Commuter benefits help you attract employees because they are fringe benefits — small but meaningful perks that come with working for the company. In a competitive labor market, fringe benefits help sell your company as a desirable place to work. Employees who enjoy fringe benefits are also more likely to remain with the company.

How can commuter benefits programs help you save?

Commuter benefits programs help employees save energy during their commutes, which is great from an environmental stance. From a financial standpoint, transit benefit programs also offer value to employers. Commuter expenses are exempt from federal income and payroll taxes and are often excluded from state taxes as well.

How do you know whether transit benefit programs are offered near you?

Most states offer transit benefits. Check your state’s website to see what benefits they offer and how to access them.

Employee commuter benefit ideas

Employers can help employees explore alternative ways to commute to cut down on energy use. Rideshares, public transit and other ways to commute without a car are all options.

Commuter benefits you can offer for employees include free passes, rideshares, or fitness programs.

Commuting to work by car

Cars are by far the most popular means of commuting, but they are also the costliest in terms of energy consumption and carbon emissions. The average car emits 4.6 metric tons of carbon dioxide per year.

What you can do for your employees:

  • Encourage your employees to use rideshares. Rideshares are an increasingly popular way to conserve energy during a commute. Several employees can use the same rideshare, saving on energy while also reducing work-related parking costs. Uber and Lyft are two of the largest ride-sharing companies in the country.
  • Incentivize employees to carpool with coworkers. Carpooling has long been used to reduce commuting energy while sharing the costs of the commute. The group shares the expense of gas and parking, and when not driving, employees can relax, browse mobile apps or even catch up on work emails.

What your employees can do to save energy:

  • Drive fuel-efficient vehicles. Older cars are not as fuel-efficient as newer models. Hybrids and electric cars offer even greater benefit and significantly reduce carbon emissions.
  • Make sure their tires are properly inflated. Underinflated tires increase fuel consumption by as much as 0.2% for every 1 psi drop in tire pressure. Keeping tires properly inflated can improve fuel efficiency by as much as 3%.

Pro tip! Employees can save on commuting expenses by keeping an eye out for gas stations with lower fuel prices and filling up when they find them. People who wait until their tank is empty have no choice but to gas up at the nearest station, regardless of price. You can even find apps that help you locate the cheapest gas along your commute.

Commuting to work by public transit

Public transit offers ways for employees to commute without a car. Using public buses or trains reduces carbon dioxide emissions by 4,627 pounds per person while saving on gas and parking costs.

What you can do for your employees:

  • Provide free bus tickets or passes. Ask your local bus service whether your employees can take advantage of free passes for commuting.
  • Assist employees in paying for their transit fare. You can offer to reimburse or subsidize public transit tickets as part of your employee commuter benefits program.
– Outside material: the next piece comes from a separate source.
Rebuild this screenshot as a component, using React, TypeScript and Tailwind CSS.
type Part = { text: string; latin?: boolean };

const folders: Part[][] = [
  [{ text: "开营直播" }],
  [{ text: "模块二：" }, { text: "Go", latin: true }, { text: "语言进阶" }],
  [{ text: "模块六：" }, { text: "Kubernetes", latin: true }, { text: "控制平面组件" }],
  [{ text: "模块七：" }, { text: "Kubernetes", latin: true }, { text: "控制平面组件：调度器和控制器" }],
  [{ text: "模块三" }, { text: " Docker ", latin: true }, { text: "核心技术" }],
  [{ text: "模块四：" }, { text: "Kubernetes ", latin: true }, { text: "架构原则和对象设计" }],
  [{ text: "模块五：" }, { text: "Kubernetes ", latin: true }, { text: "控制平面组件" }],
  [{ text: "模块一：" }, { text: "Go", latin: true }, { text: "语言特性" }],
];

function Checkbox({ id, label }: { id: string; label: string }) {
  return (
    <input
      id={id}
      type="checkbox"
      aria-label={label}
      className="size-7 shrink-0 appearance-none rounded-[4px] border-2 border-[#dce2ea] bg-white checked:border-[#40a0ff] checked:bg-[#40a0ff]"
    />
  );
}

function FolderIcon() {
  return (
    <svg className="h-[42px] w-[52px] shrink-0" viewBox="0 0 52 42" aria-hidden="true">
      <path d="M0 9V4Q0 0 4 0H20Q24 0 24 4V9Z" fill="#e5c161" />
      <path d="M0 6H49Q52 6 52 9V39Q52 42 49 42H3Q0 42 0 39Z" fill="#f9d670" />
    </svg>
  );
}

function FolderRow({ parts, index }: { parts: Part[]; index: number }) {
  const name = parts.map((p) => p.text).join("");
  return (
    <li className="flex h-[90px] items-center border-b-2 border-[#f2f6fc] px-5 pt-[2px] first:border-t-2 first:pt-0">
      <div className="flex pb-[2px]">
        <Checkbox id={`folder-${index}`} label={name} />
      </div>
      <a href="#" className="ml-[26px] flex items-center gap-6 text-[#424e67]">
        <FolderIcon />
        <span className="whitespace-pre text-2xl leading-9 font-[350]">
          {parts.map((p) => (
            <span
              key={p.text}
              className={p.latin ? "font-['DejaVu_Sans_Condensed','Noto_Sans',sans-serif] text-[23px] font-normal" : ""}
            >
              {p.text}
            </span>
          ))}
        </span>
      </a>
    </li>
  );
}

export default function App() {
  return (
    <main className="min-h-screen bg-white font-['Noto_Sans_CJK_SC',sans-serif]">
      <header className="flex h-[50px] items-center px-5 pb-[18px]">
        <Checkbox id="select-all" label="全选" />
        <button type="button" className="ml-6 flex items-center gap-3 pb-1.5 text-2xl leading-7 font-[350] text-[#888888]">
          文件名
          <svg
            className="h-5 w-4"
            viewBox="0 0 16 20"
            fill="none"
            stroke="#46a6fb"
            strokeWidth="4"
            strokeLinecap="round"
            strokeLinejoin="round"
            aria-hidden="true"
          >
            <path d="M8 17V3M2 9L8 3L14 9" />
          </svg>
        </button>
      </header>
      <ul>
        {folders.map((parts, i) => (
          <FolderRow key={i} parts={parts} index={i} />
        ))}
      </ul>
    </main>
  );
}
What your employees can do to save energy:

  • Take public transportation if it’s available. Employees who live directly on bus or train lines have a commuting advantage over their coworkers who don’t. Remind such employees that they have ways to commute without a car.
  • Look into weekly or monthly passes, or travel during off-peak times. Purchasing weekly or monthly public transit passes is usually more cost-effective than paying for each trip separately. Employees who can commute during off-peak hours will also save money.

Active ways to commute to work

Employees who live close to work can turn their commute into a healthy walk or bicycle ride. Both cycling and walking burn calories while eliminating the carbon emissions produced when commuting in automobiles. As an employer, you can encourage healthy, active commuting.
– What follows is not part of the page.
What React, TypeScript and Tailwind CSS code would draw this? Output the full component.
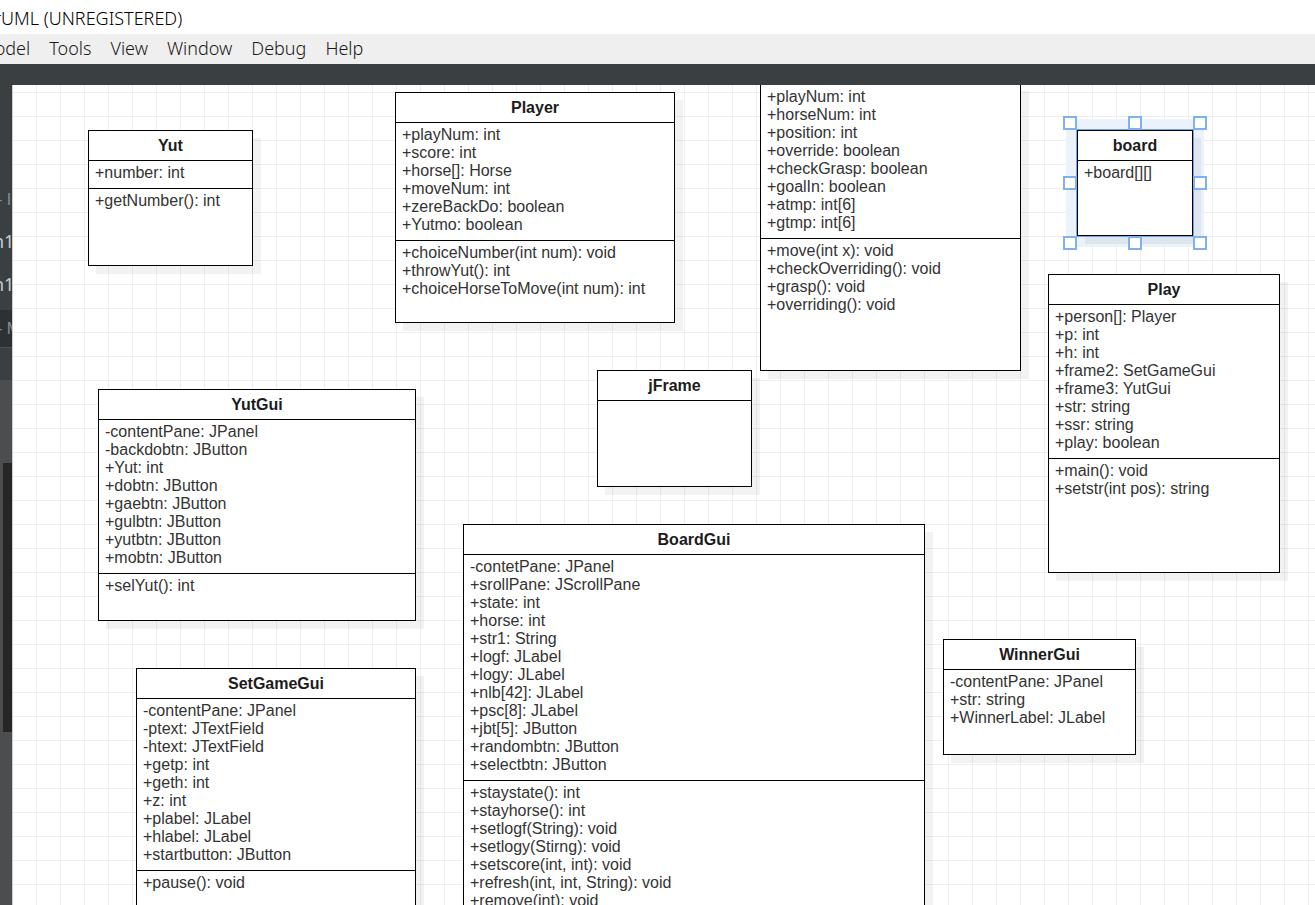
import React from "react";

type ClassNode = {
  title?: string;
  left: number;
  top: number;
  width: number;
  height: number;
  attributes: string[];
  operations?: string[];
  selected?: boolean;
};

const nodes: ClassNode[] = [
  { title: "Yut", left: 76, top: 45, width: 165, height: 136, attributes: ["+number: int"], operations: ["+getNumber(): int"] },
  {
    title: "Player", left: 383, top: 7, width: 280, height: 231,
    attributes: ["+playNum: int", "+score: int", "+horse[]: Horse", "+moveNum: int", "+zereBackDo: boolean", "+Yutmo: boolean"],
    operations: ["+choiceNumber(int num): void", "+throwYut(): int", "+choiceHorseToMove(int num): int"],
  },
  {
    left: 748, top: -2, width: 261, height: 288,
    attributes: ["+playNum: int", "+horseNum: int", "+position: int", "+override: boolean", "+checkGrasp: boolean", "+goalIn: boolean", "+atmp: int[6]", "+gtmp: int[6]"],
    operations: ["+move(int x): void", "+checkOverriding(): void", "+grasp(): void", "+overriding(): void"],
  },
  { title: "board", left: 1065, top: 45, width: 116, height: 106, attributes: ["+board[][]"], selected: true },
  {
    title: "Play", left: 1036, top: 189, width: 232, height: 299,
    attributes: ["+person[]: Player", "+p: int", "+h: int", "+frame2: SetGameGui", "+frame3: YutGui", "+str: string", "+ssr: string", "+play: boolean"],
    operations: ["+main(): void", "+setstr(int pos): string"],
  },
  {
    title: "YutGui", left: 86, top: 304, width: 318, height: 232,
    attributes: ["-contentPane: JPanel", "-backdobtn: JButton", "+Yut: int", "+dobtn: JButton", "+gaebtn: JButton", "+gulbtn: JButton", "+yutbtn: JButton", "+mobtn: JButton"],
    operations: ["+selYut(): int"],
  },
  { title: "jFrame", left: 585, top: 285, width: 155, height: 117, attributes: [] },
  {
    title: "SetGameGui", left: 124, top: 583, width: 280, height: 290,
    attributes: ["-contentPane: JPanel", "-ptext: JTextField", "-htext: JTextField", "+getp: int", "+geth: int", "+z: int", "+plabel: JLabel", "+hlabel: JLabel", "+startbutton: JButton"],
    operations: ["+pause(): void"],
  },
  {
    title: "BoardGui", left: 451, top: 439, width: 462, height: 420,
    attributes: ["-contetPane: JPanel", "+srollPane: JScrollPane", "+state: int", "+horse: int", "+str1: String", "+logf: JLabel", "+logy: JLabel", "+nlb[42]: JLabel", "+psc[8]: JLabel", "+jbt[5]: JButton", "+randombtn: JButton", "+selectbtn: JButton"],
    operations: ["+staystate(): int", "+stayhorse(): int", "+setlogf(String): void", "+setlogy(Stirng): void", "+setscore(int, int): void", "+refresh(int, int, String): void", "+remove(int): void"],
  },
  { title: "WinnerGui", left: 931, top: 554, width: 193, height: 116, attributes: ["-contentPane: JPanel", "+str: string", "+WinnerLabel: JLabel"] },
];

const handles = [
  "-left-[14px] -top-[14px]",
  "left-1/2 -top-[14px] -translate-x-1/2",
  "-right-[14px] -top-[14px]",
  "-left-[14px] top-1/2 -translate-y-1/2",
  "-right-[14px] top-1/2 -translate-y-1/2",
  "-left-[14px] -bottom-[14px]",
  "left-1/2 -bottom-[14px] -translate-x-1/2",
  "-right-[14px] -bottom-[14px]",
];

function Members({ items }: { items: string[] }) {
  return (
    <ul className="border-t border-black px-[6px] pt-[3px] pb-[6px]">
      {items.map((item) => (
        <li key={item} className="whitespace-nowrap">{item}</li>
      ))}
    </ul>
  );
}

function ClassBox({ node }: { node: ClassNode }) {
  const { title, left, top, width, height, attributes, operations, selected } = node;
  return (
    <section className="absolute" style={{ left, top, width, height }}>
      {selected && <div className="absolute -inset-[11px] bg-[#ebf2fc]" />}
      <div className="relative h-full border border-black bg-white text-base leading-[18px] text-[#333] shadow-[8px_8px_0_rgba(0,0,0,0.05)]">
        {title && <h2 className="h-[29px] text-center leading-[30px] font-bold text-[#1c1c1c]">{title}</h2>}
        <Members items={attributes} />
        {operations && <Members items={operations} />}
      </div>
      {selected && (
        <div className="absolute -inset-px border border-[#6fa5ee]">
          {handles.map((place) => (
            <span key={place} className={`absolute size-[14px] border-2 border-[#7fb0f2] bg-white ${place}`} />
          ))}
        </div>
      )}
    </section>
  );
}

export default function App() {
  return (
    <div className="flex h-screen flex-col overflow-hidden bg-[#3a3f42] font-['Liberation_Sans',sans-serif]">
      <header className="flex h-[34px] shrink-0 items-center bg-white font-['Noto_Sans',sans-serif] text-lg font-light text-black">
        <h1 className="-ml-[6px] pt-0.5 whitespace-nowrap">rUML (UNREGISTERED)</h1>
      </header>
      <nav className="flex h-[30px] shrink-0 items-center gap-[19px] bg-[#efefef] pb-0.5 font-['Noto_Sans',sans-serif] text-lg font-light text-[#1a1a1a]">
        <button className="-ml-[21px]">Model</button>
        <button>Tools</button>
        <button>View</button>
        <button>Window</button>
        <button>Debug</button>
        <button>Help</button>
      </nav>
      <div className="h-[21px] shrink-0" />
      <div className="flex min-h-0 flex-1">
        <aside className="flex w-3 shrink-0 flex-col overflow-hidden whitespace-nowrap">
          <div className="mt-[103px] h-6 text-base leading-6 text-[#8a8d8f]"><span className="-ml-[3px]">- In</span></div>
          <div className="mt-2 h-[43px] font-['Noto_Sans',sans-serif] text-lg leading-[43px] text-[#c8caca]"><span className="-ml-[7px]">n1</span></div>
          <div className="h-[47px] font-['Noto_Sans',sans-serif] text-lg leading-[43px] text-[#c8caca]"><span className="-ml-[7px]">n1</span></div>
          <div className="h-[38px] shrink-0 border-b border-[#4b4f52] bg-[#2d3133] text-base leading-[37px] text-[#8a8d8f]"><span className="-ml-[3px]">- M</span></div>
          <div className="h-8 shrink-0" />
          <div className="flex-1 bg-[#4c4d4e] pt-[83px] pl-[3px]">
            <div className="h-[269px] bg-[#252525]" />
          </div>
        </aside>
        <main className="relative flex-1 overflow-hidden bg-white bg-[linear-gradient(to_right,#eeeeee_1px,transparent_1px),linear-gradient(to_bottom,#eeeeee_1px,transparent_1px)] bg-size-[24px_24px] bg-position-[24px_7px] shadow-[inset_1px_0_0_#cccccc]">
          {nodes.map((node) => (
            <ClassBox key={`${node.left}-${node.top}`} node={node} />
          ))}
        </main>
      </div>
    </div>
  );
}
What you can do for your employees:

  • Create an employee fitness program. Making healthy living part of your corporate culture gets employees excited about fitness and encourages them to take part in active commuting.
  • Provide a place for employees to store bikes or other gear. Bicycles are common targets for thieves, and concerns about the safety of their bikes can prevent employees from using them to commute. Provide a safe location where employees can securely store bicycles, helmets and other equipment.
  • Offer a place for employees to shower and/or change clothes. Walking or bicycling to work requires physical exertion, which naturally leads to sweat. Providing a place to shower or change clothes can mean the difference between an active commute and a car ride.

What your employees can do to save energy:

  • Walk. Walking is the best way to reduce a commuter’s carbon footprint. Not only is walking healthy, but it also offers a chance for employees to mentally prepare for the workday. Not everyone is at the same fitness level, of course, so the distance someone is capable of walking varies from person to person.
  • Bike. Cycling is great aerobic exercise and helps employees avoid traffic congestion. Employees who bicycle to work should be aware of the dangers associated with distracted drivers, who can make cycling riskier than walking.
  • Take a scooter. Scooters are a relatively new method of commuting, and some companies offer electric scooter rentals for a minimal fee. As with walking and cycling, employees must take commuting distance into account when using scooters.
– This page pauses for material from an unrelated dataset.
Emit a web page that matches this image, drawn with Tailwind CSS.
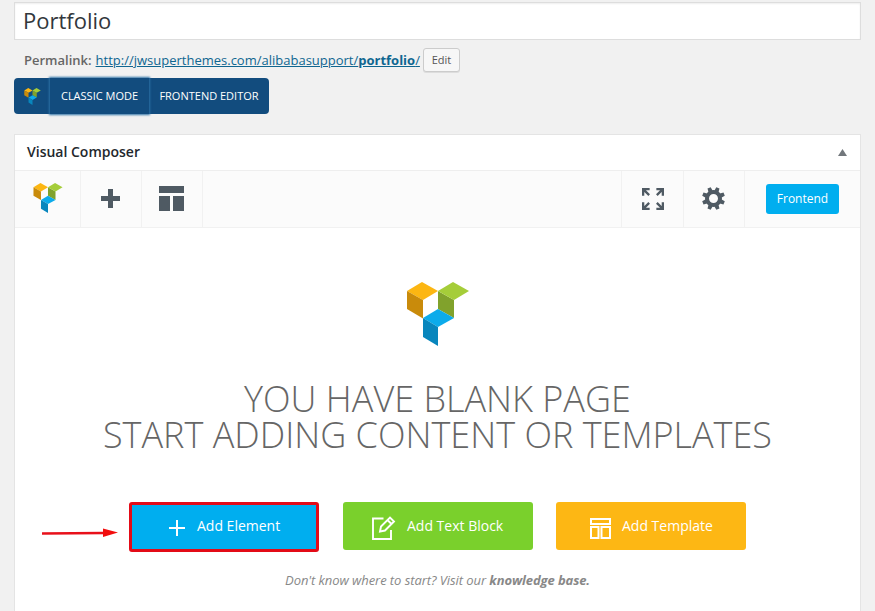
<!DOCTYPE html>
<html lang="en">
<head>
<meta charset="utf-8">
<title>Portfolio</title>
<script src="https://cdn.jsdelivr.net/npm/@tailwindcss/browser@4"></script>
</head>
<body class="w-[875px] h-[611px] overflow-hidden bg-[#f1f1f1] font-['Open_Sans',sans-serif] text-[13px] text-[#444]">
<svg class="hidden">
  <symbol id="logo" viewBox="0 0 62 64">
    <path fill="#fcb612" d="M0 9 15 0l16 9-15 9z"/><path fill="#c98b0b" d="M0 9l16 9v18.500L0 27z"/>
    <path fill="#81a22c" d="M31 27V9l16 9v18z"/><path fill="#a5cd39" d="M31 9 46 0l16 9-15 9z"/>
    <path fill="#0cabeb" d="M16 36l15-9 16 9-16 9z"/><path fill="#0886bd" d="M16 36l15 9v19L16 55z"/>
  </symbol>
</svg>
<main class="flex h-[611px] w-[861px] flex-col pl-[14px] pt-[2px]">
  <div class="flex h-[38px] shrink-0 items-center border border-[#ddd] bg-white pb-px pl-2 text-[22px] text-[#32373c] shadow-[inset_0_1px_2px_rgba(0,0,0,0.07)]"><span>Portfolio</span></div>
  <div class="flex h-[38px] shrink-0 items-center pl-[10px] pt-[2px]">
    <strong class="mr-1 mt-[2px] font-semibold text-[#666]">Permalink:</strong>
    <a class="mt-[2px] whitespace-nowrap text-[#0f6690] underline">http://jwsuperthemes.com/alibabasupport/<b>portfolio</b>/</a>
    <button class="ml-[3px] h-6 w-[37px] rounded-[3px] border border-[#ccc] bg-[#f7f7f7] text-[11px] text-[#555] shadow-[0_1px_0_#ddd]">Edit</button>
  </div>
  <div class="flex h-9 w-[255px] shrink-0 items-stretch rounded-[4px] bg-[#124c7e] text-[11px] text-white">
    <div class="flex w-9 items-center justify-center"><svg class="h-[17px] w-[17px]"><use href="#logo"/></svg></div>
    <div class="flex w-[99px] items-center justify-center whitespace-nowrap shadow-[0_0_2px_1px_#2b70a5]">CLASSIC MODE</div>
    <div class="flex flex-1 items-center justify-center whitespace-nowrap">FRONTEND EDITOR</div>
  </div>
  <section class="mt-5 flex min-h-0 flex-1 flex-col border border-b-0 border-[#e4e4e4] bg-white">
    <header class="flex h-9 shrink-0 items-center justify-between border-b border-[#eee] pl-3 pr-[13px]">
      <h2 class="pb-[2px] text-[14px] font-semibold text-[#23282d]">Visual Composer</h2>
      <svg class="mb-px h-[7px] w-[9px]" viewBox="0 0 9 7"><path fill="#72777c" d="M4.500 0 9 7H0z"/></svg>
    </header>
    <div class="flex h-[57px] shrink-0 border-b border-[#f1f1f1] bg-[#fbfbfb] text-[#4f5a63]">
      <div class="flex w-[66px] items-center border-r border-[#f1f1f1] pb-[2px] pl-[18px]"><svg class="h-[30px] w-[30px]"><use href="#logo"/></svg></div>
      <div class="flex w-[61px] items-center justify-center border-r border-[#f1f1f1] pb-[2px] pr-[2px]"><svg class="h-[19px] w-[19px]" viewBox="0 0 19 19"><path fill="currentColor" d="M7 0h5v7h7v5h-7v7H7v-7H0V7h7z"/></svg></div>
      <div class="flex w-[61px] items-center justify-center border-r border-[#f1f1f1] pb-[2px] pr-[2px]"><svg class="h-[25px] w-[25px]" viewBox="0 0 25 25"><path fill="currentColor" d="M0 0h25v7H0zM0 10h11v15H0zM14 10h11v15H14z"/></svg></div>
      <div class="flex-1"></div>
      <div class="flex w-[63px] items-center justify-center border-x border-[#f1f1f1] pl-px">
        <svg class="h-[22px] w-[22px]" viewBox="0 0 23 23" fill="none" stroke="currentColor" stroke-width="2.400"><path id="arr" d="M1.200 8V1.200H8M1.200 1.200l6.300 6.300"/><use href="#arr" transform="translate(23) scale(-1 1)"/><use href="#arr" transform="translate(0 23) scale(1 -1)"/><use href="#arr" transform="translate(23 23) scale(-1 -1)"/></svg>
      </div>
      <div class="flex w-[61px] items-center justify-center border-r border-[#f1f1f1] pb-[2px] pr-[2px]">
        <svg class="h-[23px] w-[23px]" viewBox="-11.500 -11.500 23 23" fill="currentColor"><path fill-rule="evenodd" d="M0-8.500A8.500 8.500 0 1 1 0 8.500 8.500 8.500 0 1 1 0-8.500zM0-4.500A4.500 4.500 0 1 0 0 4.500 4.500 4.500 0 1 0 0-4.500z"/><g id="teeth"><path id="tooth" d="M-2.300-7-1.700-11.500h3.400L2.300-7z" transform="rotate(22.500)"/><use href="#tooth" transform="rotate(45)"/><use href="#tooth" transform="rotate(90)"/><use href="#tooth" transform="rotate(135)"/></g><use href="#teeth" transform="rotate(180)"/></svg>
      </div>
      <div class="flex w-[115px] items-center justify-center"><button class="h-[30px] w-[73px] rounded-[3px] bg-[#00aeef] text-[12px] text-white">Frontend</button></div>
    </div>
    <div class="relative flex flex-1 flex-col items-center pt-[54px]">
      <svg class="h-16 w-[62px]"><use href="#logo"/></svg>
      <h1 class="mt-[35px] whitespace-nowrap text-center text-[36px] font-light leading-9 text-[#666]">YOU HAVE BLANK PAGE<br>START ADDING CONTENT OR TEMPLATES</h1>
      <div class="mt-[49px] flex gap-6 text-[14px] text-white">
        <button class="flex h-[50px] w-[190px] items-center rounded-[3px] border-[3px] border-[#e30b17] bg-[#00aeef] pl-[37px]"><svg class="mr-3 mt-[2px] h-4 w-4" viewBox="0 0 16 16"><path stroke="currentColor" stroke-width="2" d="M8 0v16M0 8h16"/></svg><span class="whitespace-nowrap pb-1">Add Element</span></button>
        <button class="flex h-12 w-[190px] items-center rounded-[3px] bg-[#7ad02c] pl-[29px]"><svg class="mr-[11px] mt-1 h-6 w-6" viewBox="0 0 24 24" fill="none" stroke="currentColor" stroke-width="1.900"><path d="M11.500 2.500H1V23h18V14M8 15.500l1-5L18 1.500l4 4-9 9zM15.500 4l4 4"/></svg><span class="whitespace-nowrap pb-[2px]">Add Text Block</span></button>
        <button class="-ml-px flex h-12 w-[190px] items-center rounded-[3px] bg-[#fdb714] pl-[34px]"><svg class="mr-[11px] mt-[5px] h-[21px] w-[21px]" viewBox="0 0 21 21" fill="none" stroke="currentColor" stroke-width="2"><path d="M1 1h19v5H1zM1 9h7.500v11H1zM11.500 9H20v11h-8.500z"/></svg><span class="whitespace-nowrap pb-[2px]">Add Template</span></button>
      </div>
      <p class="mt-[19px] whitespace-nowrap text-[13px] italic tracking-[-0.07px] text-[#888]">Don't know where to start? Visit our <b class="font-bold tracking-[-0.1px]">knowledge base.</b></p>
      <svg class="absolute left-[27px] top-[299px] h-[12px] w-[77px]" viewBox="0 0 77 12"><path stroke="#e8101a" stroke-width="2.500" d="M0 6.500 62 6"/><path fill="#f20d0d" d="M61 1.500 76 5.500 61 10z"/></svg>
    </div>
  </section>
</main>
</body>
</html>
Additional energy-saving ideas for employees:

  • Work remotely. The absolute best way for employees to commute to work is not to commute at all. Employees who telecommute or work remotely don’t have to expend any energy getting to work, and you’ll save on office energy too. In addition, remote work often results in an increase in productivity, as employees aren’t tired from their commute don’t want to lose the privilege of working from home.
  • Use smart-device routines. Preparing for the workday is often a rushed affair, and many employees struggle to find enough time to eat breakfast or help kids get ready for school after waking up, showering and getting dressed. Smart-home routines take some of the pressure off an employee’s morning by making certain tasks automatic. They also help save energy by automatically turning off lights, coffee machines and other appliances.

Commuting is part of your employees’ work experience, and when you help them save energy on their commute, you’re also helping improve their workday — and their quality of life.